Bugünlerde Ukrayna’nın sınırlarında eller tetikte. Ağır silahlarla, konvansiyonel ve hatta nükleer füzelerle desteklenen 150 bin kişilik bir Rus Ordusu ülkeyi çepeçevre kuşatmış bir durumda. Ruslardan daha zayıf olmasına rağmen Ukrayna’da en az 250 bin kişilik ordusunu seferber etmiş bulunuyor. Yani çağımızın en korkunç silahlarıyla teçhiz edilmiş yaklaşık yarım milyon askerin gırtlak gırtlağa gelmesi için küçük bir kıvılcım yetecek.
Başta ABD, NATO var gücüyle Rusya’yı savaşa girişmemesi için uyarır ve Ukrayna’yı gizli açık soktuğu ağır silahlarla desteklerken ( Bu meyanda biz de büyük miktarda İHA ve SİHA verdik) olası bir savaş durumunda sıcak savaşa katılması pek mümkün görünmüyor. Çünkü Rus saldırısına ABD ve NATO’nun doğrudan karşılık vermesinin tek bir adı vardır: Üçüncü Dünya Savaşı…
Her iki taraf da dünyayı ateşe atacak ve hatta tüm uygarlığın yok olmasına neden olacak böyle bir savaşı göze alamaz. Çünkü eninde sonunda bütün nükleer cephanenin kullanılacağı böyle bir korkunç harb, hepimizi taş devrine götürür ki Dördüncü Dünya Savaşını ok ve yayla yaparız!
Bu nedenle zincirleme reaksiyon gibi bir dünya savaşına dönüşecek çatışma yerine, Moskova’dan Afrika’ya, Bosna’dan Uzakdoğu’ya kadar yayılan büyük bir çatışma çıkması çok da ihtimal dışı görünmüyor. Büyük güçlerin doğrudan savaşmak yerine, asimetrik olarak üçüncü tarafları kullanacağı böyle bir yaygın çatışmanın alevleri bizi de yalayabilir.
Allah korusun hele bir de Dünya Savaşına dönüşürse, mecburen Nato İttifakının içinde savaşa katılacağımız için, Rusya’nın doğrudan hedefi haline gelebileceğiz. Özellikle Rusya’nın karşı kıyısında ve bir vuruşta ezip geçeceği Gürcistan sınırında yer alması hasebiyle Rize, bu hedeflerin başında gelen illerimizden biri olacaktır.

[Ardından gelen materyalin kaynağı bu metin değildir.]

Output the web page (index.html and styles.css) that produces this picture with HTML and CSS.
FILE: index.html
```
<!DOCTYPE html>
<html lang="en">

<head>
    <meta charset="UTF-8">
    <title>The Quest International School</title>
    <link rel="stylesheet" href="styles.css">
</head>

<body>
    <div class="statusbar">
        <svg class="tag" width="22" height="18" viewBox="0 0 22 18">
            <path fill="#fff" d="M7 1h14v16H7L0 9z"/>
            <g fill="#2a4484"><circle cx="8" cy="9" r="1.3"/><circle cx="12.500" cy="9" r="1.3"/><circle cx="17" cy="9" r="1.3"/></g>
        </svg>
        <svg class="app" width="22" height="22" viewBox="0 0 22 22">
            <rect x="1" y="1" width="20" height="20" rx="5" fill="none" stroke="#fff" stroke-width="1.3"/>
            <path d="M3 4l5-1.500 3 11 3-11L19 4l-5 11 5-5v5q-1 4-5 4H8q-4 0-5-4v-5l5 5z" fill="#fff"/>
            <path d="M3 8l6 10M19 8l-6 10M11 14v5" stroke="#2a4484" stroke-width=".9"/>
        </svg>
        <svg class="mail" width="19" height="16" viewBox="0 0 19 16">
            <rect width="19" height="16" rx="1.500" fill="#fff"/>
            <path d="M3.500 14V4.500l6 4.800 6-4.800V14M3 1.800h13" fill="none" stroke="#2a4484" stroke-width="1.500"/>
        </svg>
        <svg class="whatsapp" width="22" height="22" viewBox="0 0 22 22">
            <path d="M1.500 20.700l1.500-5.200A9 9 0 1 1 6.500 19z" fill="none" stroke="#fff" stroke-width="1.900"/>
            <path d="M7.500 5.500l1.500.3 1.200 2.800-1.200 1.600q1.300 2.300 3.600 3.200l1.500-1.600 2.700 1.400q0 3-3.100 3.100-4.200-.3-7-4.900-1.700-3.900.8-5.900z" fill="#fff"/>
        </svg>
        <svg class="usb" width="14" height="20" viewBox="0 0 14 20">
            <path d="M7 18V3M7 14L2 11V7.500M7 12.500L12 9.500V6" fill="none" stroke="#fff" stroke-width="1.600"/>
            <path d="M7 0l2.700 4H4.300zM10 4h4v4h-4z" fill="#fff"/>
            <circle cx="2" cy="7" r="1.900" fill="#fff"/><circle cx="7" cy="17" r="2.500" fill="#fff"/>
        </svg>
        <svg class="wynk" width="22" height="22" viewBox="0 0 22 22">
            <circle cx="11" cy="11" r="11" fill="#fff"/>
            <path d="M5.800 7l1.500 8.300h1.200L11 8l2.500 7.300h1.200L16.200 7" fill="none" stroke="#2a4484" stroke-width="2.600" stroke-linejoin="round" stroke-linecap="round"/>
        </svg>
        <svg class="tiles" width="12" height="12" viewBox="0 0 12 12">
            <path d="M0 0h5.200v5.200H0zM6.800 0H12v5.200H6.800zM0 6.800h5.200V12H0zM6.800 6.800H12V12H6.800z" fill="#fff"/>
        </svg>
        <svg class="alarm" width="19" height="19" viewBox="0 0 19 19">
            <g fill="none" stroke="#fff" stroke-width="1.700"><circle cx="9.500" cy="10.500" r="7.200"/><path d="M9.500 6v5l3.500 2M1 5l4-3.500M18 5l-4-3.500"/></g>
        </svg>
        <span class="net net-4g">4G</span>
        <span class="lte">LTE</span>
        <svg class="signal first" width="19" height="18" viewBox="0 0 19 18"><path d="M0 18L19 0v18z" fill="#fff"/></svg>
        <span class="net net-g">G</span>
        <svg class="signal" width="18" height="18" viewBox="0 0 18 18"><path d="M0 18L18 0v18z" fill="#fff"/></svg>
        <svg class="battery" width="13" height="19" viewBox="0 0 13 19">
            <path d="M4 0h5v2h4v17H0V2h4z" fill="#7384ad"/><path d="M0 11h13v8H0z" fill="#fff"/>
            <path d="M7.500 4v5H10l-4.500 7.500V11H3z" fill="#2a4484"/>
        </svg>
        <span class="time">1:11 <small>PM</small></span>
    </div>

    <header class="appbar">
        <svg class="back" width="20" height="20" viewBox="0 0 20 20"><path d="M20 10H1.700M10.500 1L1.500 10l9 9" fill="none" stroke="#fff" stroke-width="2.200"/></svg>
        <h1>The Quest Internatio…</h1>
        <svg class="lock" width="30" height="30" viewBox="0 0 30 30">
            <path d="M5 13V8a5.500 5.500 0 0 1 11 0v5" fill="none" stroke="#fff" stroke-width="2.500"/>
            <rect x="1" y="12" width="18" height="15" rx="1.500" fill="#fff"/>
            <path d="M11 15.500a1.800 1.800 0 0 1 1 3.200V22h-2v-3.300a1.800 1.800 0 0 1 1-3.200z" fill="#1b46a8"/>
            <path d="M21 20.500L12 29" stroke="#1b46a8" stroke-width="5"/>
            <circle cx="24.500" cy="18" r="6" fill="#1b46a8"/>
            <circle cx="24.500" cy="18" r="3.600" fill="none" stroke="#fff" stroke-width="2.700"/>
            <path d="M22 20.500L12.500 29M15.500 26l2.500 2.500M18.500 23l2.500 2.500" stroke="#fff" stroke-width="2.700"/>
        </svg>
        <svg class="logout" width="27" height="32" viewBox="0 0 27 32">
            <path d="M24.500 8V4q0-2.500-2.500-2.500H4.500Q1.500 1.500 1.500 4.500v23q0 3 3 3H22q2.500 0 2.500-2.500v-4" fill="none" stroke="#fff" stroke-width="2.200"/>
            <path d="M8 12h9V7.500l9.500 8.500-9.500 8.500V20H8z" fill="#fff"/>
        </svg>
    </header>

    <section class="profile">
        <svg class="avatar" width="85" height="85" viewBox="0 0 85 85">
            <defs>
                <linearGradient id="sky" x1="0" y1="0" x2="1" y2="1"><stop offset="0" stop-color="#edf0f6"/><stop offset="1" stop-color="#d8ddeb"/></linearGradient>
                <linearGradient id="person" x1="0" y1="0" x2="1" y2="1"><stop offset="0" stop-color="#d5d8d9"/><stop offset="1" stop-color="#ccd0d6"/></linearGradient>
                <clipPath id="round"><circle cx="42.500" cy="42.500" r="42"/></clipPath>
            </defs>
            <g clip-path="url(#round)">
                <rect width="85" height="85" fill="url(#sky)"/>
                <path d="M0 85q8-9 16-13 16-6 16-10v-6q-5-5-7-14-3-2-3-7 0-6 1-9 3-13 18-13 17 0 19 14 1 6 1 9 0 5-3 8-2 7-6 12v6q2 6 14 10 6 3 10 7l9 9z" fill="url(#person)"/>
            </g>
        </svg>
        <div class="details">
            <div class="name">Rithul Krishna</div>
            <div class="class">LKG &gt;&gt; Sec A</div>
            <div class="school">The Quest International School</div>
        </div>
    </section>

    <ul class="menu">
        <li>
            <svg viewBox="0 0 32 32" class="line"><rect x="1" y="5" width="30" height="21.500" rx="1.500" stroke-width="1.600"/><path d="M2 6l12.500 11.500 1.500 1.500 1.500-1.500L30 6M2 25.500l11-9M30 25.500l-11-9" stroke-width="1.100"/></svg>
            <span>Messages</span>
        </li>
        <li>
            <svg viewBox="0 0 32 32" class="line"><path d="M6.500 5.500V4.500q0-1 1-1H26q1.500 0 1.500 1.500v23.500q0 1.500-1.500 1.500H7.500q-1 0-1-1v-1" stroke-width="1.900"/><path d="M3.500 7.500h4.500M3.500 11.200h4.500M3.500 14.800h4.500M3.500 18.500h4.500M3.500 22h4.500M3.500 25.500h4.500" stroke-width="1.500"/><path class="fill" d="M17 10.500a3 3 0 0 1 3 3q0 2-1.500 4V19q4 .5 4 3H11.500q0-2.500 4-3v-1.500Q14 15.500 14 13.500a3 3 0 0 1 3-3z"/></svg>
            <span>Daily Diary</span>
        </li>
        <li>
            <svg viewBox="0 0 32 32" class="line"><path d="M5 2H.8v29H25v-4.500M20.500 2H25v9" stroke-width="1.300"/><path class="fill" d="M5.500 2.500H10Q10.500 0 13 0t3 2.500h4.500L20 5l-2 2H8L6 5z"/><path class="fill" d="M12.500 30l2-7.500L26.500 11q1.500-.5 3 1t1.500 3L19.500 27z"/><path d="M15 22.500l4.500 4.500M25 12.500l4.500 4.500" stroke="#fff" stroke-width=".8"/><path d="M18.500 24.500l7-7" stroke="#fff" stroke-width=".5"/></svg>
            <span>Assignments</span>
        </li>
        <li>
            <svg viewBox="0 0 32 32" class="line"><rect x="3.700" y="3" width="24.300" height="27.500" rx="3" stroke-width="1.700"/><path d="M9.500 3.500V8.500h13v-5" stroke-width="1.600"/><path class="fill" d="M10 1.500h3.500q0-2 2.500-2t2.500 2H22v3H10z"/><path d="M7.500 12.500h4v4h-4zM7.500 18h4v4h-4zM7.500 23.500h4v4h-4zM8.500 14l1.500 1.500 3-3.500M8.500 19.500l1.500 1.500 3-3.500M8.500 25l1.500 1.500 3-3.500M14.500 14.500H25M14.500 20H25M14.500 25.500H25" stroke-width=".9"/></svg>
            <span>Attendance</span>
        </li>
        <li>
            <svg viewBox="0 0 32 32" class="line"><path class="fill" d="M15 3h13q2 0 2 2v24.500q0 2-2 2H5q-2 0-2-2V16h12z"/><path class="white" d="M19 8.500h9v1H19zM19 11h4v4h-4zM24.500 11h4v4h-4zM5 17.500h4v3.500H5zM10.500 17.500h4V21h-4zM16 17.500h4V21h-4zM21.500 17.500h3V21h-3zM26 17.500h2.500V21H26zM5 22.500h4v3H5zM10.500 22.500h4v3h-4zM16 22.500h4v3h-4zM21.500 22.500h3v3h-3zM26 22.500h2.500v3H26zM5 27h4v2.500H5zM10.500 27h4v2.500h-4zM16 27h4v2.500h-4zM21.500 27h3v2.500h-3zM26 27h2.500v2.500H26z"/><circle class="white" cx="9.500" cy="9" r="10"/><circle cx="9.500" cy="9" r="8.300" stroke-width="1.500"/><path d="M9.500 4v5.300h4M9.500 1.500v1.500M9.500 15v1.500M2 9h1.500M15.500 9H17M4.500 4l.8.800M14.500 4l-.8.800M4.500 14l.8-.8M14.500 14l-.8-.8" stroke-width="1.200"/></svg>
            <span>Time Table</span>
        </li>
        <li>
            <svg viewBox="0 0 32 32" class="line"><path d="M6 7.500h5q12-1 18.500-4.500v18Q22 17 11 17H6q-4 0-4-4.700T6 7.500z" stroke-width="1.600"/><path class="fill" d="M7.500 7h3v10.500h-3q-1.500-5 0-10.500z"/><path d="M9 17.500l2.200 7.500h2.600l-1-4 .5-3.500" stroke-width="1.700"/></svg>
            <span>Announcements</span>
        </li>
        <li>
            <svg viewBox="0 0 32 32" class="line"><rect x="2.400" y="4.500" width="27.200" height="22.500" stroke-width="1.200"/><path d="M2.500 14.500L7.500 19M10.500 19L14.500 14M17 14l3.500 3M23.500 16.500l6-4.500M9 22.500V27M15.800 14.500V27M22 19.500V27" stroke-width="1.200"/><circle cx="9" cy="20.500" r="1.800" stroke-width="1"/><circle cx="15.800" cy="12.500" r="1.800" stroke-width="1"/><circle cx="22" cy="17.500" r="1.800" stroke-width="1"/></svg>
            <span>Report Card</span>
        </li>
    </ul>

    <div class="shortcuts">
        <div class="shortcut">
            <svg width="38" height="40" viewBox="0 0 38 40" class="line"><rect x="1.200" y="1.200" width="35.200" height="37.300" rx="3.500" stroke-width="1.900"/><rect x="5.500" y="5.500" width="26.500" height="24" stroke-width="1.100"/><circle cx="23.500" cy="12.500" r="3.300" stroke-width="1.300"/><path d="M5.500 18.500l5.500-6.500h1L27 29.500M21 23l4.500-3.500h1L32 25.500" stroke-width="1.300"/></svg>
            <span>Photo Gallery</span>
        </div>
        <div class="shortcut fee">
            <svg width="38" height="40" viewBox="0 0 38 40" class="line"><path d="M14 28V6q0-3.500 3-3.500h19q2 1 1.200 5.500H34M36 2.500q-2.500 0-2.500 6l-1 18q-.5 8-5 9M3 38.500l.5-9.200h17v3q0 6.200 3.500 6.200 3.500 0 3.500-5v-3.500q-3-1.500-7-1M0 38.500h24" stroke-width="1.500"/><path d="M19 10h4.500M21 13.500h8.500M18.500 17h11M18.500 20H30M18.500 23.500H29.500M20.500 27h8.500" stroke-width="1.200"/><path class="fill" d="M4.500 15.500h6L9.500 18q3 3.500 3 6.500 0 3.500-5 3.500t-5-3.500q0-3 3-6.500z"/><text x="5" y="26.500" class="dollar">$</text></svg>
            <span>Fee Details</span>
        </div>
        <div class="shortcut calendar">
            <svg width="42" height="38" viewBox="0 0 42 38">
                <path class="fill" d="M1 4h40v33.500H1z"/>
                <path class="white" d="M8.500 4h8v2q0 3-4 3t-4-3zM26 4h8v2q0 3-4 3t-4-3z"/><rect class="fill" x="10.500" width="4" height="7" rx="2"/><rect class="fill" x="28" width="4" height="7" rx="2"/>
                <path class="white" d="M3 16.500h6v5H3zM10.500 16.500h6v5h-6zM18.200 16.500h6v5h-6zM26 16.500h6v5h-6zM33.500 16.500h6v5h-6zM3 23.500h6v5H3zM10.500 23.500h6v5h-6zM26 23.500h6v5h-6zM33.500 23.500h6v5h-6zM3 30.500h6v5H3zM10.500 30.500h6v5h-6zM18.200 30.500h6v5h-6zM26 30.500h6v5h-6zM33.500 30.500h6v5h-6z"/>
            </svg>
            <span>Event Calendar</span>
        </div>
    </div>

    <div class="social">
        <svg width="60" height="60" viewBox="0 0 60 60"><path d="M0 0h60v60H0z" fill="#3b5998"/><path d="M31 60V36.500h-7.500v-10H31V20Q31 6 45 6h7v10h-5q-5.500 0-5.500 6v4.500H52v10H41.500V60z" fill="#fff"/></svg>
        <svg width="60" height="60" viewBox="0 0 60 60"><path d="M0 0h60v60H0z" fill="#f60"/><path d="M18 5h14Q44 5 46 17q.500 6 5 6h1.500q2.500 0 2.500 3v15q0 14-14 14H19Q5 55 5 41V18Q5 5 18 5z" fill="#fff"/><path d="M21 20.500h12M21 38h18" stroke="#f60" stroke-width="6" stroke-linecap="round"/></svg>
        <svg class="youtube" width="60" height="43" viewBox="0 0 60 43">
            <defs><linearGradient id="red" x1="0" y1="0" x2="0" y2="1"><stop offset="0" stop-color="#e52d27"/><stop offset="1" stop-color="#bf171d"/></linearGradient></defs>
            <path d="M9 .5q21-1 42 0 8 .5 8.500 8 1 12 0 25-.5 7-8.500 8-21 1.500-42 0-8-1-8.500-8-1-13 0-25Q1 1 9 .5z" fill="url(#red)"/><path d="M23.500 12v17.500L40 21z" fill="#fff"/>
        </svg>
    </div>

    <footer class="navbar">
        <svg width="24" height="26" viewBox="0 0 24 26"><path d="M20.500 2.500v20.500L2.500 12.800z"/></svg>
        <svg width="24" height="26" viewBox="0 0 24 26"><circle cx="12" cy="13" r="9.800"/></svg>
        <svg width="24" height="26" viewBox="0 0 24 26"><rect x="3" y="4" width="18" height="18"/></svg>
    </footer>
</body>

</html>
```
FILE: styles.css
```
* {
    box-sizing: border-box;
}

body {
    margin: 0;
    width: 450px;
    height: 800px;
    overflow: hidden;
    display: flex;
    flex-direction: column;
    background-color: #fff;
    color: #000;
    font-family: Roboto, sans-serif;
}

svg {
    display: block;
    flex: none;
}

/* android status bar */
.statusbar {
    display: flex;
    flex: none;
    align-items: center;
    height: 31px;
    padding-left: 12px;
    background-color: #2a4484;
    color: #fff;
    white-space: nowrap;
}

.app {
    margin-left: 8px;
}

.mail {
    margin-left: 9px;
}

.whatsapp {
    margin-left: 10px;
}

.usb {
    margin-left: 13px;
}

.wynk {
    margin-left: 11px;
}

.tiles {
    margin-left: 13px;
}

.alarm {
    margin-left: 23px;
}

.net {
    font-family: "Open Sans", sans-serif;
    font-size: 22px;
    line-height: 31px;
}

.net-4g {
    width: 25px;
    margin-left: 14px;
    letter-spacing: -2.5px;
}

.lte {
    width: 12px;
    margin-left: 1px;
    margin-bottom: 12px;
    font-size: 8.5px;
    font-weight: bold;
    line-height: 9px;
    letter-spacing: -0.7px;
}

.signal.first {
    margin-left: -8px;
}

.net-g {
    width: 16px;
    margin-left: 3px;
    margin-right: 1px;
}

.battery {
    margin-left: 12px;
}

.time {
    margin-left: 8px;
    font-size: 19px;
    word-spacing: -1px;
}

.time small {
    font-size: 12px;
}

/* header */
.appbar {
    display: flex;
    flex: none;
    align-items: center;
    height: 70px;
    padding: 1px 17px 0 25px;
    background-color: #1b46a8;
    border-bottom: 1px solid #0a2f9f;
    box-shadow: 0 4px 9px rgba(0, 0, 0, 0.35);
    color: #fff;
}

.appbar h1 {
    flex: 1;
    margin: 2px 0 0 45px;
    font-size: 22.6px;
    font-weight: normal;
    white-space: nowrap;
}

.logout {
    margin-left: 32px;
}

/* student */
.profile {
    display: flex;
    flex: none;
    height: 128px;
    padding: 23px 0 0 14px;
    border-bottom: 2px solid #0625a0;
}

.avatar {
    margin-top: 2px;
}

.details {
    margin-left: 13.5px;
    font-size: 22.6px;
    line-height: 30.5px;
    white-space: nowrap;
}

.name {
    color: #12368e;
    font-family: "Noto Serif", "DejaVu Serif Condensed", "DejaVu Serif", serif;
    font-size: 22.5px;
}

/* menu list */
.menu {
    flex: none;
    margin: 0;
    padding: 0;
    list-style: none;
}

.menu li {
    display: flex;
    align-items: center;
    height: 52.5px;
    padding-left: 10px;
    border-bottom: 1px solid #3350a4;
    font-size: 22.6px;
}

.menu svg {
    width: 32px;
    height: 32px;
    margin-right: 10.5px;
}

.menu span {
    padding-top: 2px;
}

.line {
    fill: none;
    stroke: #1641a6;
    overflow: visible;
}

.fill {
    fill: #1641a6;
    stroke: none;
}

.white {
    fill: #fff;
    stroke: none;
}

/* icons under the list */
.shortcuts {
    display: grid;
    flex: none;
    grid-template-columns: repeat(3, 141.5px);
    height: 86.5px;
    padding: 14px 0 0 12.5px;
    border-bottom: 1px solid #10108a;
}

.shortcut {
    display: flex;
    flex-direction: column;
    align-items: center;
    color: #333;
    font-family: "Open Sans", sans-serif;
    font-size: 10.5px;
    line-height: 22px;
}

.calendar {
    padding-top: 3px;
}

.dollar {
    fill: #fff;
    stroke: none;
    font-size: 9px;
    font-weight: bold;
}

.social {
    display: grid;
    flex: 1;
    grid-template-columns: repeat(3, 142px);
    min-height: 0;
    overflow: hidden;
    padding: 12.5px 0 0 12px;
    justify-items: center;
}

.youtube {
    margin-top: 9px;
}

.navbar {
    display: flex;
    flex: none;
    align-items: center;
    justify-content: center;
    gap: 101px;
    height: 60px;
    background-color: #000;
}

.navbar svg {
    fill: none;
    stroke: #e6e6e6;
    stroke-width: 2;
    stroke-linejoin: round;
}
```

Büyük çaplı bombardımanlar, denizden çıkarma ve Hopa yönünden işgal teşebbüsleri 106 yıl öncesinde olduğu gibi tekrar edecek, şehirlerimiz büyük yıkımlara uğrayabilecek, nükleer serpinti tehlikesi yaşanabilecektir.
Buna karşın Türkiye’nin hemen yer yerinde olduğu gibi sivil savunma tedbirleri Rize’de de çok eksiktir. Eskiden her binanın bodrumun da sığınak mecburiydi. Şimdi çoktan tarih olmuş bulunuyor. En fazla bazılarında otolar için kapalı garaj yapılıyor. Buralarda otolar dışarı atılıp insanlar içeri alınırken, garajı da olmayanlar ne yapacak? Yangınlarla, altyapı tahribiyle mücadele, sıhhi ve insani yardım, hülasa tüm sivil savunma hizmetleri için ayrıntılı bir plan yapılmış mıdır?
Tüm bu acı gerçekler karşısında kuzeyimizde akli selimin galip gelmesini ve tarafların görüşmeler yoluyla aralarındaki sorunlara çözüm bulmasını diliyoruz.